>>
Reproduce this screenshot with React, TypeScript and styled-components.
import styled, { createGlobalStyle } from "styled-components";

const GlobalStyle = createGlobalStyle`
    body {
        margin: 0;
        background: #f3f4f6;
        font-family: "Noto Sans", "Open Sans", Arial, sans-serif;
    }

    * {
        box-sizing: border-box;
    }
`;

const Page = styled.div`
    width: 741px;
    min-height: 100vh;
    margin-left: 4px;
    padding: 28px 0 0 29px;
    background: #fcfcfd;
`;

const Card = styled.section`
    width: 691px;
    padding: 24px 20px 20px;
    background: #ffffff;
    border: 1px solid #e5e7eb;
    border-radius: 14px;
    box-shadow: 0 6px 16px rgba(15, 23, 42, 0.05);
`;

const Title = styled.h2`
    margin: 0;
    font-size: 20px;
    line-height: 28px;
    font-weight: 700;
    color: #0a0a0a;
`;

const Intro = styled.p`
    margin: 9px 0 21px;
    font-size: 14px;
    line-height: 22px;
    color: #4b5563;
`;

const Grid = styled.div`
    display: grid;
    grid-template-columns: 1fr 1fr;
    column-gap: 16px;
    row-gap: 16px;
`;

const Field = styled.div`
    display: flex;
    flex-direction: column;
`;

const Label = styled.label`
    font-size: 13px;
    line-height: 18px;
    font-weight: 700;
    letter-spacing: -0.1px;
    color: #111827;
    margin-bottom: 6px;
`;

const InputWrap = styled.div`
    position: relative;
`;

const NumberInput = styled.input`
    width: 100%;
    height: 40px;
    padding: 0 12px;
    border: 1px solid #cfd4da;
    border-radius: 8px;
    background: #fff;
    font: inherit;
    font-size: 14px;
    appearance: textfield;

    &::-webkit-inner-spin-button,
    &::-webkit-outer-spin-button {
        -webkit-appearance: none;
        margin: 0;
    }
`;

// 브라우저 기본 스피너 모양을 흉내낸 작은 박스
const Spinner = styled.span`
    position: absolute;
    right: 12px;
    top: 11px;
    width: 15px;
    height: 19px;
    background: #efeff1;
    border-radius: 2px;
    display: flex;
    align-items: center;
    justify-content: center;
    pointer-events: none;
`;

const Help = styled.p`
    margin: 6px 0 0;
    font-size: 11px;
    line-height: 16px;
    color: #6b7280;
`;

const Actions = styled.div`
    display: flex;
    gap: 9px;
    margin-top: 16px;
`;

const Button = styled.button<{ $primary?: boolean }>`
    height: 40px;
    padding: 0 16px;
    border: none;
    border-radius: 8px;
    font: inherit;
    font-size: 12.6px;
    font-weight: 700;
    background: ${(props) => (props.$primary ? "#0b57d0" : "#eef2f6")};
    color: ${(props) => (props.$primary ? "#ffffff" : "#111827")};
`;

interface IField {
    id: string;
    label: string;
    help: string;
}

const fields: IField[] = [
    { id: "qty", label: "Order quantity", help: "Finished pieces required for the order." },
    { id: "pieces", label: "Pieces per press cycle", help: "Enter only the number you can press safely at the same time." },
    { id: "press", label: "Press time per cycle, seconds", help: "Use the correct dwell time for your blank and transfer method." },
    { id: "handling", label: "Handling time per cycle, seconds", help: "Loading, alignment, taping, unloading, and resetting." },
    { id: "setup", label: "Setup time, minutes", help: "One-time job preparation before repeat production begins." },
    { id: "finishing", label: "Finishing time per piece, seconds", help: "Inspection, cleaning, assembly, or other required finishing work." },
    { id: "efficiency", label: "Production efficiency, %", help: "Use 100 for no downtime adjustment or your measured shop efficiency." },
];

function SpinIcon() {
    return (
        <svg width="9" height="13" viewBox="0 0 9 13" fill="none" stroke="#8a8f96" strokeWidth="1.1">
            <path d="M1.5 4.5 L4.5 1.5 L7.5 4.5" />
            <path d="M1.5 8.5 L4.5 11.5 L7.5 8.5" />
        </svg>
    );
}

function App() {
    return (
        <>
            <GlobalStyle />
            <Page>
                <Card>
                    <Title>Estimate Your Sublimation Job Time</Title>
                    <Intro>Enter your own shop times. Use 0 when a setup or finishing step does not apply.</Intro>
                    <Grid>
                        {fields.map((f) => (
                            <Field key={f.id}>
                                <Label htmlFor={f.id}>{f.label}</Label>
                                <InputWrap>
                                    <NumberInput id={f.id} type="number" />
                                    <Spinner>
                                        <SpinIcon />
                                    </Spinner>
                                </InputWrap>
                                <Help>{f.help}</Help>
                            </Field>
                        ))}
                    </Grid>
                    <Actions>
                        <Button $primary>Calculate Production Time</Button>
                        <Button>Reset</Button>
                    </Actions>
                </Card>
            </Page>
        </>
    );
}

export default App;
<<
**Challenge**: Identify which lines contain the word "components" and copy each one.

**Answer to the problem**:
Reproduce this screenshot with React, TypeScript and styled-components.
import styled, { createGlobalStyle } from "styled-components";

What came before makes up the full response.